Foi uma das novidades da reunião desta terça-feira no Infarmed que surpreendeu os próprios especialistas do Instituto Nacional de Saúde Dr. Ricardo Jorge (INSA): o crescimento de uma variante do SARS-CoV-2 com semelhanças àquela que ficou conhecida como a variante da Califórnia.
O epidemiologista do INSA, João Paulo Gomes, adiantou mesmo que é algo "surpreendente" de que "não estávamos à espera".
Em causa uma variante que não é a mesma que a da Califórnia, mas que partilha uma mesma mutação identificada como L452R, que, pelo menos num estudo experimental, já revelou que pode significar uma menor resistência aos anticorpos" daí a preocupação acrescida" com os números detetados em Portugal.
Entre 10 e 19 de janeiro, na última avaliação da diversidade genética das variantes feita pelo INSA, 6,8% das infeções estudadas tinham a mutação anterior, incomparavelmente acima de outras duas variantes de que muito se fala - da África do Sul e do Brasil, ficando apenas abaixo da variante do Reino Unido que chega a 16% dos casos. O INSA promete estar "atento".

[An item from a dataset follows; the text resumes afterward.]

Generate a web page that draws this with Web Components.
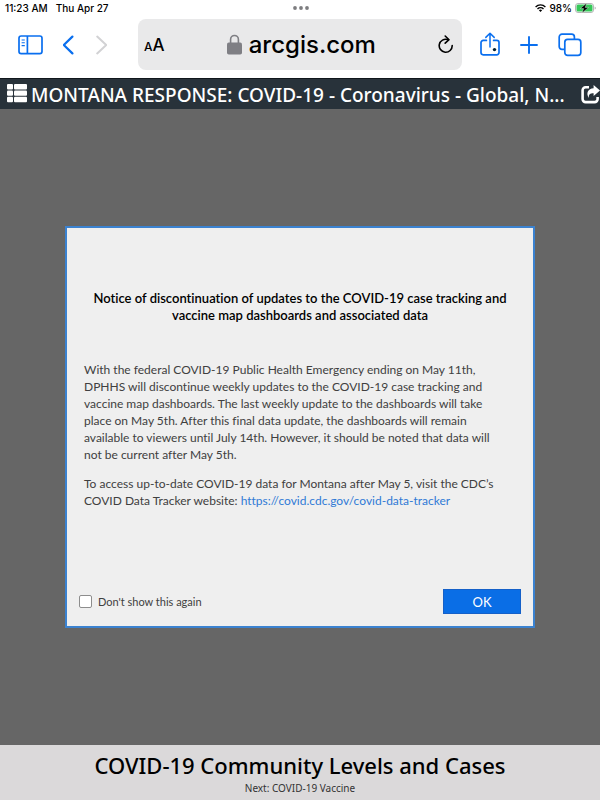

João Paulo Gomes referiu que, na avaliação anterior, em novembro, tinham sido encontrados apenas dois ou três casos associados à mutação idêntica à da Califórnia e que agora os 6,8% significam que a mutação está "espalhada" por 32 concelhos.
O mapa elaborado pelo INSA, consultado pela TSF, revela que a mutação surge maioritariamente na região de Lisboa e Vale do Tejo.
Os motivos para ficar preocupado
O presidente da Sociedade Portuguesa de Virologia, Paulo Paixão, explica que é normal que, tendo em conta as inúmeras mutações que se sabe que podem existir nos coronavírus, haja resultados semelhantes em diferentes pontos do mundo, mutações que, mesmo sem ter origem no mesmo local geográfico, acabam por ter um resultado semelhante ou quase igual.
Neste caso, tudo indica que foi isso que aconteceu com esta variante detetada em Portugal que tem uma mutação idêntica à da Califórnia, que se disseminou na costa Oeste dos EUA com vários surtos de grande dimensão.
A mutação L452R "confere uma maior adesão do vírus às células que infeta", gerando o que aparenta ser uma maior transmissibilidade. No entanto, o principal problema não será esse acréscimo de transmissibilidade que também existe, por exemplo, na variante do Reino Unido.
"O principal problema da variante da Califórnia que não existe na variante do Reino Unido, é que esta mutação leva a uma alteração da conformação da proteína que faz com que seja mais resistente aos anticorpos", à semelhança do que acontece com a variante da África do Sul, que até agora apenas teve casos pontuais em Portugal.
Atenção ao que se passa nos EUA
De acordo com Paulo Paixão, "(perante esta variante) poderá existir embora isso ainda não esteja totalmente demonstrado, uma menor proteção quando recebemos a vacina ou se já tivermos estado infetados". Razões que levam o presidente da Sociedade Portuguesa de Virologia a partilhar da preocupação dos especialistas do INSA, admitindo que "esta mutação é, de alguma forma, mais preocupante do que outras que já foram detetadas em Portugal".
O especialista sublinha que agora é importante aguardar pelos dados norte-americanos e pelos resultados das vacinações que estão a decorrer, em massa, na Califórnia, com o objetivo de perceber se as vacinas perdem eficácia perante uma mutação idêntica à que afeta a variante que surge em 6,8% dos casos sequenciados pelo INSA em Portugal.
Por outro lado, ao nível da reinfecção com a Covid-19, à semelhança da variante de Manaus (Brasil), a variante californiana e a mutação encontrada em Portugal também pode fazer com que as infeções sejam mais frequentes, tendo em conta que os tempos de imunidade gerados pela doença se arriscam a ser mais curtos.